I’ll let you read the referenced article for details. What I want to talk about is how pseudoscience such as chiropractic has gained widespread acceptance in our society. It is taught in colleges and universities where degrees in this, and other pseudoscientific subjects are awarded. It is backed by very powerful lobbies in most state legislatures and can pour millions of dollars into advertising each year. We see all of this even though there is very little scientific evidence of the efficacy of any of the treatments that these pseudoscientific techniques offer beyond that of the placebo effect.
First, let me explain the placebo effect; what it is and how it works. The placebo effect is when you are given a treatment, be it a sugar pill, a shot, a massage or whatever to treat a health issue you are having. The treatment, even though it does not have any active mechanism to actually affect the issue, still causes an improvement.
For example, say you are having back pain and you are given a pill that you are told will help ease the pain. You may find that your pain does actually get better, even though it turns out that the pill was just a sugar pill.
The reason why this happens is that your brain is conditioned to relate certain treatments with certain effects. Or, you have trust in someone who tells you they can relive your pain and that trust sets up an expectation that you will improve with their treatment.
The reasons why it works this way isn’t fully understood, but it is believed to possibly have something to do with the relief of the associated physical and emotional stress that pain or illness can cause. You believe that you are being successfully treated; your stress goes down, your body responds by relaxing, thereby easing muscle tension that may be leading to your pain.
This is just one possible way the placebo effect may work. What we do know is that the placebo effect works best on subjective maladies like pain, stomach upset, depression, for instance. In these cases the placebo effect can be very powerful with up to 50% of people given placebo treatments seeing an improvement.
What the placebo treatments do not have much effect on are problems that are not subjective, like asthma, diabetes, or cancer. In these cases, placebo effect does not come into play and treatments with a real physiological active mechanism must be used, for instance, drugs that open up airways, or lower blood sugar or kill cancer cells.
Now, back to chiropractors and their wily ways. Chiropractors don’t want to tell their patients of the possibly deadly risks caused by cervical artery dissection and stroke following neck manipulation simply because it will affect their bottom line. If there is another compelling reason not to do so, I would like to hear it. What possible reason could someone who is supposedly treating someone for a medical condition have to not explain all the possible risks of their treatment? Considering that the patient’s welfare should come first, what justification can there be to avoid informed consent, especially considering that the risk is stroke or death?

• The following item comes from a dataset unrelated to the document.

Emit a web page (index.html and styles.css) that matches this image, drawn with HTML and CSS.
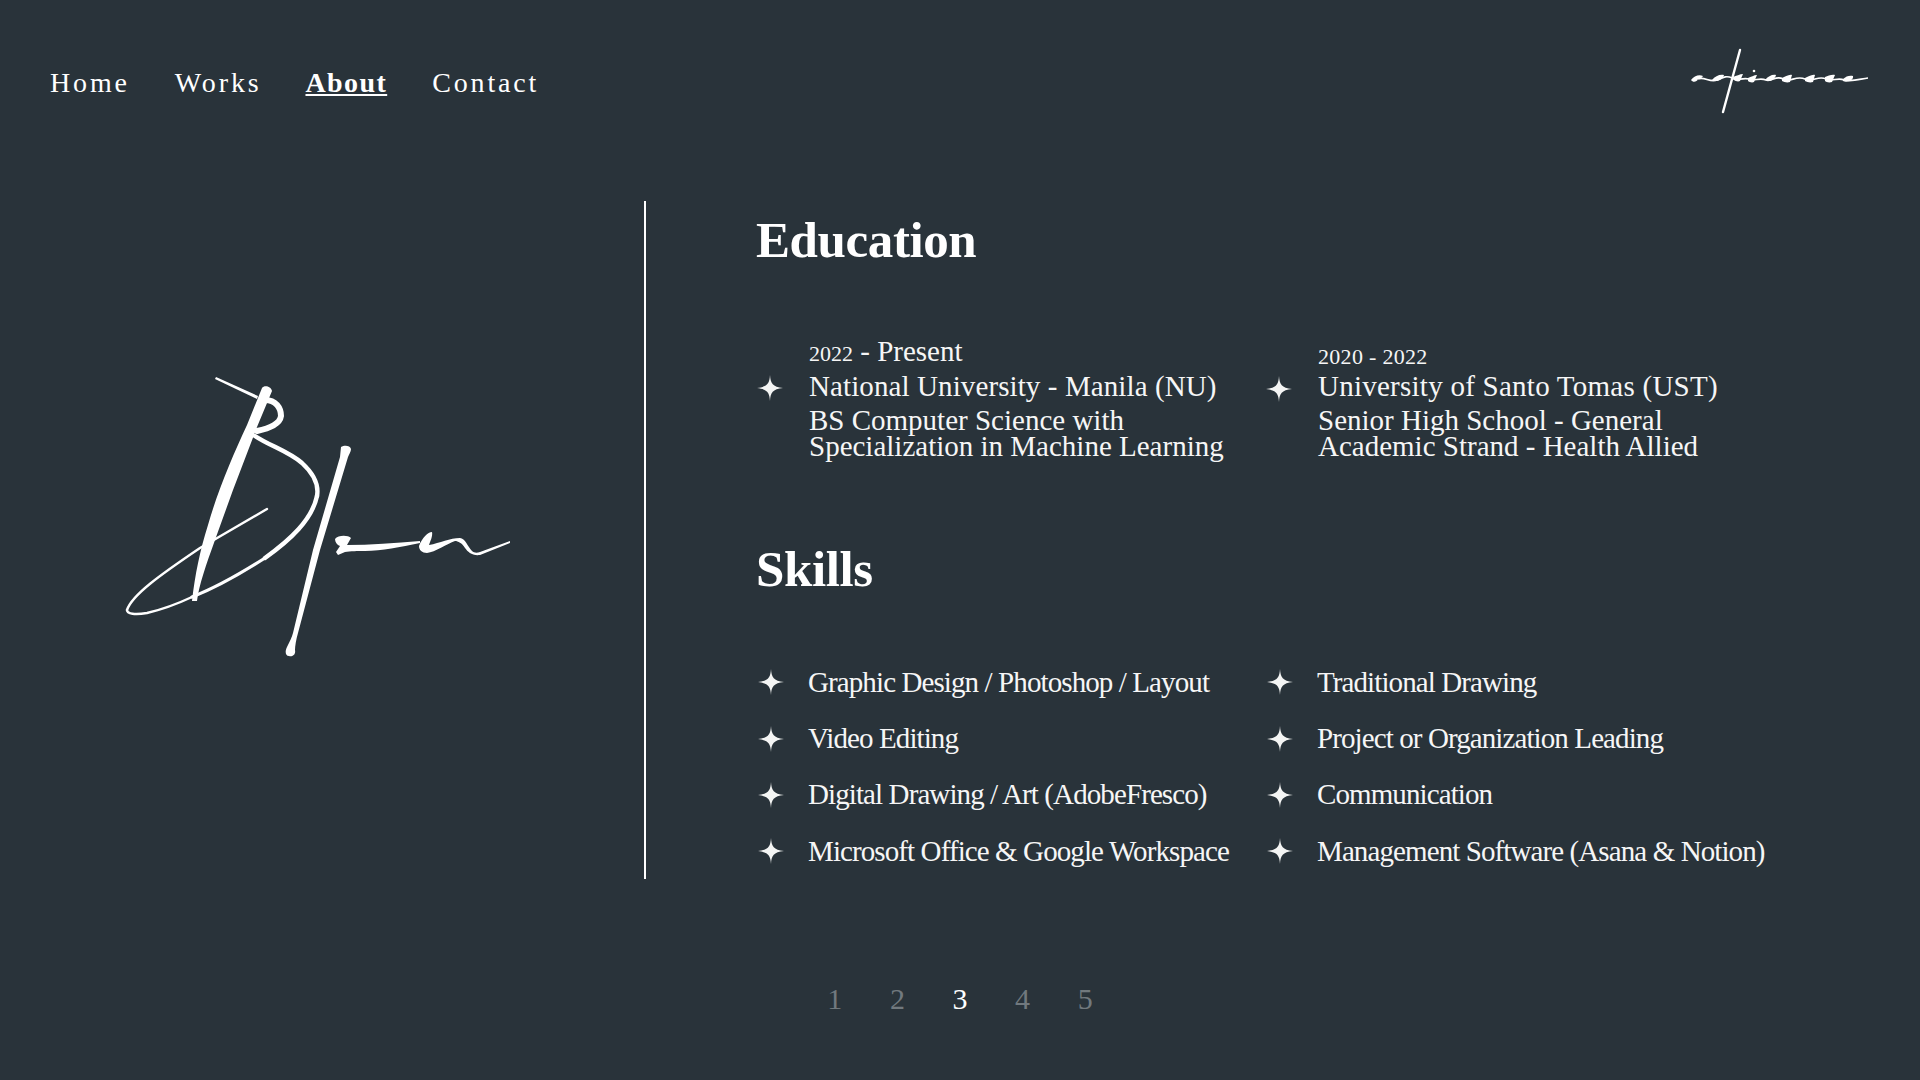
FILE: index.html
```html
<!DOCTYPE html>
<html lang="en">
<head>
  <meta charset="UTF-8" />
  <meta name="viewport" content="width=device-width, initial-scale=1" />
  <title>About</title>
  <link rel="stylesheet" href="styles.css">
</head>
<body>
  <svg class="defs" width="0" height="0">
    <symbol id="star" viewBox="0 0 26 26">
      <path d="M13 0 C13.6 8.5 15.5 11.8 26 13 C15.5 14.2 13.6 17.5 13 26 C12.4 17.5 10.5 14.2 0 13 C10.5 11.8 12.4 8.5 13 0 Z" />
    </symbol>
  </svg>

  <header class="topbar">
    <nav class="menu">
      <a href="#">Home</a>
      <a href="#">Works</a>
      <a href="#" class="active">About</a>
      <a href="#">Contact</a>
    </nav>
    <svg class="logo-small" viewBox="0 0 240 110" role="img" aria-label="adrianne logo">
      <path d="M31 50c3-4 8-6 12-4c-1 2-3 3-5 3c-1 3-5 4-7 1z" />
      <path d="M52 50c3-4 8-6 12-5c-1 4-7 8-12 5z" />
      <path d="M73 47c3-1 7-3 10-3l-3 7c-2 1-5 0-6-1z" />
      <path d="M88 48c3-1 6-3 9-3l-3 7c-2 1-5 0-6-1z" />
      <path d="M105 50c3-4 8-6 11-5c-1 4-6 8-11 5z" />
      <path d="M122 48c3-1 7-4 10-3l-2 7c-3 1-6 0-8-1z" />
      <path d="M145 48c3-1 7-4 10-3l-2 7c-3 1-6 0-8-1z" />
      <path d="M165 47c3-1 7-3 10-2l-3 7c-3 1-6 0-7-1z" />
      <path d="M183 49c3-3 7-4 10-3c1 4-6 7-10 5z" />
      <circle cx="94" cy="41" r="1.3" />
      <path class="line" d="M38 49 C44 46 50 53 57 50 C62 48 66 45 72 48 C76 52 82 47 89 49 C94 52 99 47 106 50 C112 52 116 45 123 49 C130 53 136 45 145 49 C152 53 158 45 166 49 C172 52 178 47 184 50 C192 52 200 49 208 48" />
      <path class="bar" d="M80 20 L63 82" />
    </svg>
  </header>

  <main class="about">
    <div class="signature">
      <svg class="logo-big" viewBox="0 0 440 330" role="img" aria-label="signature logo">
        <path d="M116 27 L158 46 L157 49 L115 29 Z" />
        <path d="M162 38 C164 35 171 36 172 41 L157 77 L133 140 L115 190 C106 215 99 235 97 251 L92 251 C95 225 100 200 108 175 C118 140 133 105 147 75 Z" />
        <path class="s5" d="M165 50 C176 50 181 58 181 66 C180 74 170 78 157 81" />
        <path class="s4" d="M155 86 C170 96 188 101 202 113 C214 124 219 135 217 146" />
        <path class="s4" d="M217 146 C212 170 190 190 165 208" />
        <path class="s3" d="M165 208 C140 224 115 238 92 247" />
        <path class="s2" d="M92 247 C75 255 60 260 47 263 C35 265 27 264 27 260" />
        <path class="s2" d="M27 260 C32 245 60 225 100 198 L167 159" />
        <path d="M241 97 C244 95 250 95 251 99 C251 102 249 104 248 107 L220 200 L198 283 C196 290 195 296 195 300 C196 305 192 307 189 306 C185 306 185 301 187 297 C190 291 192 287 193 283 L213 200 L240 107 Z" />
        <path d="M235 189 C238 185 248 185 251 188 L247 195 C270 195 295 193 320 191 L320 193 C300 197 282 201 265 201 C258 201 250 201 245 202 L238 205 L236 202 L240 196 C237 195 235 192 235 189 Z" />
        <path d="M319 196 C322 188 328 182 332 182 C333 186 330 192 329 195 C340 193 350 188 360 188 C365 188 368 197 372 201 C374 203 377 203 380 202 L410 191 L410 193 L380 205 C372 206 368 202 365 198 C362 193 358 191 355 191 C347 194 335 202 327 203 C322 203 319 200 319 196 Z" />
      </svg>
    </div>
    <div class="info">
      <section class="block">
        <h1>Education</h1>
        <div class="edu-grid">
          <div class="edu">
            <svg class="star"><use href="#star" /></svg>
            <div class="edu-text">
              <p class="years"><span class="num">2022</span> - Present</p>
              <p class="school">National University - Manila (NU)</p>
              <p class="course">BS Computer Science with<br>Specialization in Machine Learning</p>
            </div>
          </div>
          <div class="edu">
            <svg class="star"><use href="#star" /></svg>
            <div class="edu-text">
              <p class="years alt"><span class="num">2020 - 2022</span></p>
              <p class="school">University of Santo Tomas (UST)</p>
              <p class="course">Senior High School - General<br>Academic Strand - Health Allied</p>
            </div>
          </div>
        </div>
      </section>
      <section class="block skills">
        <h1>Skills</h1>
        <ul class="skill-grid">
          <li><svg class="star"><use href="#star" /></svg>Graphic Design / Photoshop / Layout</li>
          <li><svg class="star"><use href="#star" /></svg>Traditional Drawing</li>
          <li><svg class="star"><use href="#star" /></svg>Video Editing</li>
          <li><svg class="star"><use href="#star" /></svg>Project or Organization Leading</li>
          <li><svg class="star"><use href="#star" /></svg>Digital Drawing / Art (AdobeFresco)</li>
          <li><svg class="star"><use href="#star" /></svg>Communication</li>
          <li><svg class="star"><use href="#star" /></svg>Microsoft Office &amp; Google Workspace</li>
          <li><svg class="star"><use href="#star" /></svg>Management Software (Asana &amp; Notion)</li>
        </ul>
      </section>
    </div>
  </main>

  <footer class="pager">
    <a href="#">1</a>
    <a href="#">2</a>
    <a href="#" class="current">3</a>
    <a href="#">4</a>
    <a href="#">5</a>
  </footer>
</body>
</html>
```

FILE: styles.css
```css
html, body {
  margin: 0;
  padding: 0;
}
body {
  width: 1920px;
  height: 1080px;
  overflow: hidden;
  background-color: #29333a;
  color: #fff;
  font-family: "Liberation Serif", serif;
}
a {
  color: inherit;
  text-decoration: none;
}
p, h1, ul {
  margin: 0;
  padding: 0;
}
.defs {
  display: block;
  height: 0;
}

.topbar {
  display: flex;
  justify-content: space-between;
  height: 201px;
  padding-left: 50px;
  padding-right: 20px;
}
.menu {
  display: flex;
  gap: 45px;
  height: 165px;
  align-items: center;
  font-size: 28px;
  letter-spacing: 2.85px;
}
.menu .active {
  margin-left: -1px;
  font-weight: bold;
  letter-spacing: 1.4px;
  text-decoration: underline;
}
.logo-small {
  width: 240px;
  height: 110px;
  margin-top: 30px;
  fill: #fff;
}
.logo-small .line {
  fill: none;
  stroke: #fff;
  stroke-width: 1.7;
}
.logo-small .bar {
  fill: none;
  stroke: #fff;
  stroke-width: 2.4;
  stroke-linecap: round;
}

.about {
  display: flex;
  height: 678px;
}
.signature {
  width: 544px;
  height: 678px;
  padding-left: 100px;
  border-right: 2px solid #fff;
}
.logo-big {
  display: block;
  width: 440px;
  height: 330px;
  margin-top: 149px;
  fill: #fff;
}
.logo-big .s2, .logo-big .s3, .logo-big .s4, .logo-big .s5 {
  fill: none;
  stroke: #fff;
  stroke-linecap: round;
}
.logo-big .s2 { stroke-width: 2.4; }
.logo-big .s3 { stroke-width: 3.2; }
.logo-big .s4 { stroke-width: 4.4; }
.logo-big .s5 { stroke-width: 6; }

.info {
  padding-left: 110px;
  flex: 1;
}
h1 {
  font-size: 51px;
  line-height: 78px;
  font-weight: bold;
  letter-spacing: -0.4px;
}
.star {
  width: 26px;
  height: 26px;
  fill: #f4f5f4;
  flex: none;
}

.edu-grid {
  display: grid;
  grid-template-columns: 509px 1fr;
  margin-top: 53px;
}
.edu {
  display: flex;
  align-items: center;
  gap: 27px;
  font-size: 29px;
  color: #f6f6f6;
}
.edu .star {
  margin-left: 1px;
  margin-right: -1px;
  margin-bottom: 15px;
}
.edu:nth-child(2) .star {
  margin-bottom: 13px;
}
.years {
  padding-top: 4px;
  line-height: 30px;
}
.years .num {
  font-size: 22px;
}
.years.alt {
  padding-top: 10px;
  line-height: 24px;
  letter-spacing: 0.3px;
}
.school {
  line-height: 34px;
  letter-spacing: 0.1px;
}
.edu:nth-child(2) .school {
  letter-spacing: 0.25px;
}
.course {
  line-height: 26px;
  margin-top: 4px;
}

.skills {
  margin-top: 71px;
}
.skill-grid {
  list-style: none;
  display: grid;
  grid-template-columns: 509px 1fr;
  margin-top: 46px;
  font-size: 29px;
  letter-spacing: -0.9px;
  color: #f6f6f6;
}
.skill-grid li {
  display: flex;
  align-items: center;
  gap: 24px;
  height: 56.4px;
}
.skill-grid .star {
  margin-left: 2px;
}

.pager {
  display: flex;
  justify-content: center;
  gap: 47.6px;
  margin-top: 103px;
  font-size: 30px;
  color: #71797e;
}
.pager .current {
  color: #fff;
}
```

The real issue here (besides the callousness and greediness of chiropractors) is that too many people believe in “alternative” medicine treatments because they are supported by supposedly respectable institutions like universities and state governments. Not enough people have the critical thinking skills needed to differentiate well tested, well researched and proven treatments from snake oil.
Even those who we give the power of legislation and regulation to protect us from fraud and untested and unsafe treatments don’t have the critical thinking skills needed to make a really informed decision. Instead, they allow lobbyists and special interest guide their opinions which results in, at the least, little or no regulation of bad treatments, or worse, outright recognition and licensing of them.
This is why critical thinking skills need to be taught in grade school through high school in every school in this country. Otherwise, you end up with perfectly well meaning people who are unable to critically evaluate the facts to make the important decisions that affect public health policy. You also end up with dead and disabled people who might have otherwise forgone a treatment had they only been giving an assessment of the possible risks of a chiropractic treatment.